__AIM__. Leave out the pictures and return every entry exactly as it appears.

(Records with interface code)
-- start --

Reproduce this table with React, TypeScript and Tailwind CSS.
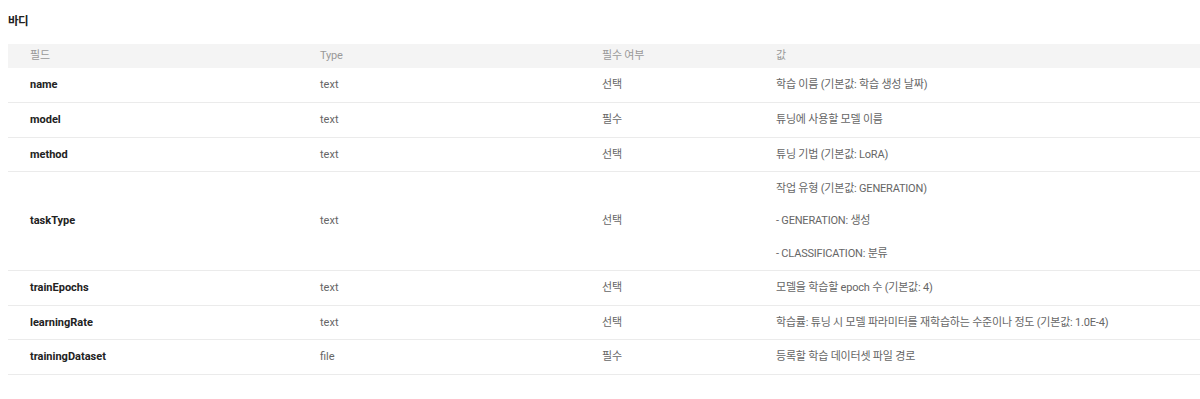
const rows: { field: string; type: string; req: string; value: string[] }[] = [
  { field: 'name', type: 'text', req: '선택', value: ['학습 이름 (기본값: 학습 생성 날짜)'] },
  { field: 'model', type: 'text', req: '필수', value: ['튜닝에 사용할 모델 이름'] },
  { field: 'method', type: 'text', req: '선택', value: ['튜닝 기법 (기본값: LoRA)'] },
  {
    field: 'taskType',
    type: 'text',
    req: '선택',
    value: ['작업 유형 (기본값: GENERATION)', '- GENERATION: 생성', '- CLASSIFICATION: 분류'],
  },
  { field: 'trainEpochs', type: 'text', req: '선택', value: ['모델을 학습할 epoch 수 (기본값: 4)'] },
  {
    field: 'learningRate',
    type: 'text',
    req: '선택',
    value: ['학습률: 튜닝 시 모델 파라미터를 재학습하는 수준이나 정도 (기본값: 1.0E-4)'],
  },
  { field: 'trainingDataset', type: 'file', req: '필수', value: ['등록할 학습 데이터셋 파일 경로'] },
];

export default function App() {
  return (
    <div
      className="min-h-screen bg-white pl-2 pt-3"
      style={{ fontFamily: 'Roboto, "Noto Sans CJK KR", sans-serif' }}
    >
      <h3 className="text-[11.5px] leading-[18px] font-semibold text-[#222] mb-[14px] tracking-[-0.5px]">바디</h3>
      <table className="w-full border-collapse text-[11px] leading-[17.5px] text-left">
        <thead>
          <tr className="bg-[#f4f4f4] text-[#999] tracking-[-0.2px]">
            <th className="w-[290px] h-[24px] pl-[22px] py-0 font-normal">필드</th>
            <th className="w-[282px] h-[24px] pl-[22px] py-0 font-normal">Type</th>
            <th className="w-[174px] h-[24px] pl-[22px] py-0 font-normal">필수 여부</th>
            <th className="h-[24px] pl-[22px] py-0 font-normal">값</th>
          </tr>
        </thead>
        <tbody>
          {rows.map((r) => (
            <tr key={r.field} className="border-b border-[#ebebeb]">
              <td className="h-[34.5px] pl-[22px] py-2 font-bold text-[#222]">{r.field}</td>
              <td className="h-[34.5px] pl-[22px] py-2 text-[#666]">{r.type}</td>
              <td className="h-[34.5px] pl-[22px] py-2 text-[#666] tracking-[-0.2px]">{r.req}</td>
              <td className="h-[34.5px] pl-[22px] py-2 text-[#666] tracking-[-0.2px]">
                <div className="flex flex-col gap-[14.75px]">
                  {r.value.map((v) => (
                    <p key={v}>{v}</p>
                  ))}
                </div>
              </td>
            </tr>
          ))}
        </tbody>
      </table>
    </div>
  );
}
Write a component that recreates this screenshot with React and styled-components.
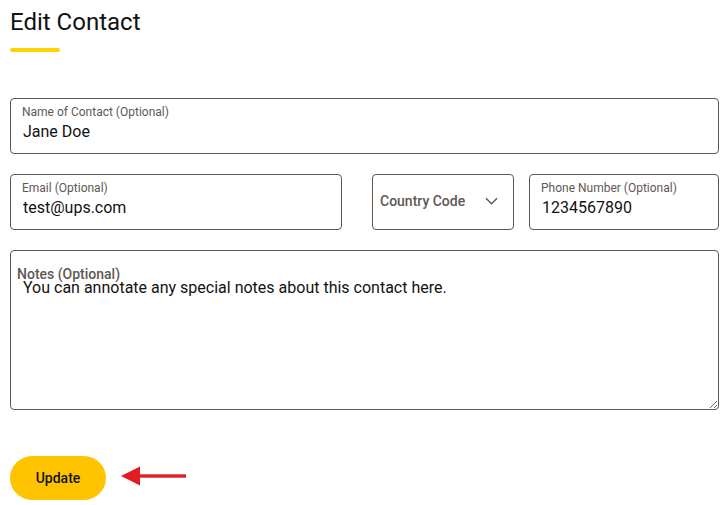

-- end --

__THE ANSWER__.
Reproduce this table with React, TypeScript and Tailwind CSS.
const rows: { field: string; type: string; req: string; value: string[] }[] = [
  { field: 'name', type: 'text', req: '선택', value: ['학습 이름 (기본값: 학습 생성 날짜)'] },
  { field: 'model', type: 'text', req: '필수', value: ['튜닝에 사용할 모델 이름'] },
  { field: 'method', type: 'text', req: '선택', value: ['튜닝 기법 (기본값: LoRA)'] },
  {
    field: 'taskType',
    type: 'text',
    req: '선택',
    value: ['작업 유형 (기본값: GENERATION)', '- GENERATION: 생성', '- CLASSIFICATION: 분류'],
  },
  { field: 'trainEpochs', type: 'text', req: '선택', value: ['모델을 학습할 epoch 수 (기본값: 4)'] },
  {
    field: 'learningRate',
    type: 'text',
    req: '선택',
    value: ['학습률: 튜닝 시 모델 파라미터를 재학습하는 수준이나 정도 (기본값: 1.0E-4)'],
  },
  { field: 'trainingDataset', type: 'file', req: '필수', value: ['등록할 학습 데이터셋 파일 경로'] },
];

export default function App() {
  return (
    <div
      className="min-h-screen bg-white pl-2 pt-3"
      style={{ fontFamily: 'Roboto, "Noto Sans CJK KR", sans-serif' }}
    >
      <h3 className="text-[11.5px] leading-[18px] font-semibold text-[#222] mb-[14px] tracking-[-0.5px]">바디</h3>
      <table className="w-full border-collapse text-[11px] leading-[17.5px] text-left">
        <thead>
          <tr className="bg-[#f4f4f4] text-[#999] tracking-[-0.2px]">
            <th className="w-[290px] h-[24px] pl-[22px] py-0 font-normal">필드</th>
            <th className="w-[282px] h-[24px] pl-[22px] py-0 font-normal">Type</th>
            <th className="w-[174px] h-[24px] pl-[22px] py-0 font-normal">필수 여부</th>
            <th className="h-[24px] pl-[22px] py-0 font-normal">값</th>
          </tr>
        </thead>
        <tbody>
          {rows.map((r) => (
            <tr key={r.field} className="border-b border-[#ebebeb]">
              <td className="h-[34.5px] pl-[22px] py-2 font-bold text-[#222]">{r.field}</td>
              <td className="h-[34.5px] pl-[22px] py-2 text-[#666]">{r.type}</td>
              <td className="h-[34.5px] pl-[22px] py-2 text-[#666] tracking-[-0.2px]">{r.req}</td>
              <td className="h-[34.5px] pl-[22px] py-2 text-[#666] tracking-[-0.2px]">
                <div className="flex flex-col gap-[14.75px]">
                  {r.value.map((v) => (
                    <p key={v}>{v}</p>
                  ))}
                </div>
              </td>
            </tr>
          ))}
        </tbody>
      </table>
    </div>
  );
}
Write a component that recreates this screenshot with React and styled-components.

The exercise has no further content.